Why CarMax, Inc (KMX), Charles Schwab Corp (SCHW) and Citigroup Inc (C) Are 3 of Today's Worst StocksLeading the bearish charge on Thursday were CarMax, Inc (NYSE:KMX), Charles Schwab Corp (NYSE:SCHW) and Citigroup Inc (NYSE:C).

Here’s what up-ended each.

CarMax, Inc (KMX)

CarMax was the worst of the worst among large caps on Thursday, giving up more than 7% following last quarter’s earnings report and outlook.

The auto-dealer’s fiscal Q4 numbers were fine. The company earned 74 cents per share on sales of $3.71 billion, up 14% and 5.5%, respectively, from the year-ago numbers. Those results also topped expectations for a bottom line of 71 cents per share of KMX and revenue of $3.68 billion.

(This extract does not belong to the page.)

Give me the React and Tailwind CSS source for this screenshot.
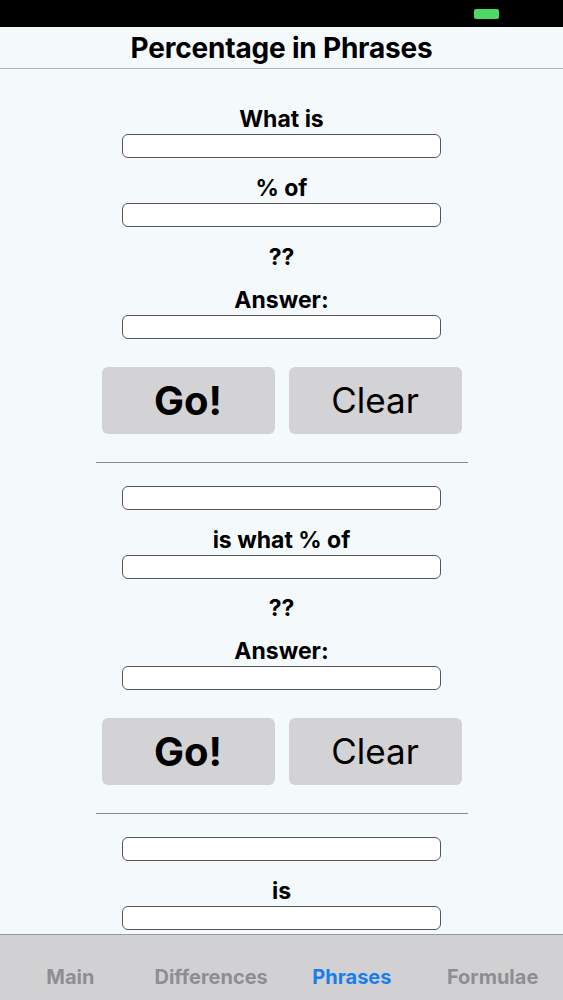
import React from "react";

const font = { fontFamily: "Inter, 'Liberation Sans', sans-serif" };

function Label({ children }) {
  return (
    <div className="h-6 flex items-center justify-center text-[23px] font-bold leading-6 text-black">
      {children}
    </div>
  );
}

function Field() {
  return <div className="mx-auto w-[319px] h-6 rounded-[6px] border border-[#555] bg-white" />;
}

function Buttons() {
  return (
    <div className="flex justify-center gap-[14px]">
      <button className="w-[173px] h-[67px] rounded-[6px] bg-[#d3d3d6] text-[40px] font-bold text-black">Go!</button>
      <button className="w-[173px] h-[67px] rounded-[6px] bg-[#d3d3d6] text-[35px] font-normal text-black">Clear</button>
    </div>
  );
}

function Divider() {
  return <div className="mx-auto w-[372px] h-px bg-[#8a8a8a]" />;
}

export default function App() {
  return (
    <div style={font} className="w-[563px] h-[1000px] flex flex-col overflow-hidden bg-[#f4f9fb]">
      <div className="h-[27px] bg-black flex items-center justify-end pr-[64px] shrink-0">
        <div className="w-[25px] h-[10px] rounded-[2px] bg-[#4cd964]" />
      </div>
      <div className="h-[42px] shrink-0 flex items-center justify-center border-b border-[#b5b5b5]">
        <span className="text-[28px] font-bold text-black tracking-[-0.2px]">Percentage in Phrases</span>
      </div>
      <div className="flex-1 overflow-hidden flex flex-col pt-[38px]">
        <Label>What is</Label>
        <div className="mt-[3px]"><Field /></div>
        <div className="mt-[18px]"><Label>% of</Label></div>
        <div className="mt-[3px]"><Field /></div>
        <div className="mt-[18px]"><Label>??</Label></div>
        <div className="mt-[19px]"><Label>Answer:</Label></div>
        <div className="mt-[3px]"><Field /></div>
        <div className="mt-[28px]"><Buttons /></div>
        <div className="mt-[28px]"><Divider /></div>
        <div className="mt-[23px]"><Field /></div>
        <div className="mt-[18px]"><Label>is what % of</Label></div>
        <div className="mt-[3px]"><Field /></div>
        <div className="mt-[17px]"><Label>??</Label></div>
        <div className="mt-[19px]"><Label>Answer:</Label></div>
        <div className="mt-[3px]"><Field /></div>
        <div className="mt-[28px]"><Buttons /></div>
        <div className="mt-[28px]"><Divider /></div>
        <div className="mt-[23px]"><Field /></div>
        <div className="mt-[18px]"><Label>is</Label></div>
        <div className="mt-[3px]"><Field /></div>
      </div>
      <div className="h-[66px] shrink-0 bg-[#d1d1d4] border-t border-[#9a9a9a] grid grid-cols-4 items-center pt-[18px]">
        <div className="text-center text-[20px] font-bold text-[#8e8e92]">Main</div>
        <div className="text-center text-[20px] font-bold text-[#8e8e92]">Differences</div>
        <div className="text-center text-[20px] font-bold text-[#1a7de9]">Phrases</div>
        <div className="text-center text-[20px] font-bold text-[#8e8e92]">Formulae</div>
      </div>
    </div>
  );
}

The meltdown, however, was spurred by the negative reaction to part of CEO Tom Folliard’s comments on the number. He stated:

“While we faced a somewhat more challenging sales environment in the second half of the year, we delivered solid revenue and EPS growth in both the fourth quarter and the fiscal year, we opened a record number of stores and we made progress toward optimizing our capital structure.”

The market just wanted bigger and better numbers along with a heavy dose of corporate cheerleading.

Charles Schwab Corp (SCHW)

Online brokerage firm Charles Schwab may have ranked highest in J.D. Powers’ investor satisfaction survey this year, but that wasn’t enough to prevent Jefferies from lowering its target price on SCHW.

Though Jefferies maintains its “Buy” rating on SCHW, it did knock its target down from $34 to $33 per share, which is in step with dialed-back earnings expectations for the current year. Now Jefferies is calling for income of $1.24 per share this year, down from a previous estimate of $1.27 per share of SCHW.

Schwab shares slumped 5.2% for the session. Rival TD Ameritrade Holding Corp. (NASDAQ:AMTD) fell with Charles Schwab shares, losing 5.3% of their value on Thursday.

Citigroup Inc (C)

Last but not least, Citigroup made our list of worst stocks today. The good news is, Citigroup did do something to address what many considered to be a an employee-bonus plan that was so generous it was noticeably disadvantageous to C shareholders. The bad news is, the proposed changes didn’t go quite as far as expected. Frustrated investors protested by sending Citigroup down nearly 4% for the day.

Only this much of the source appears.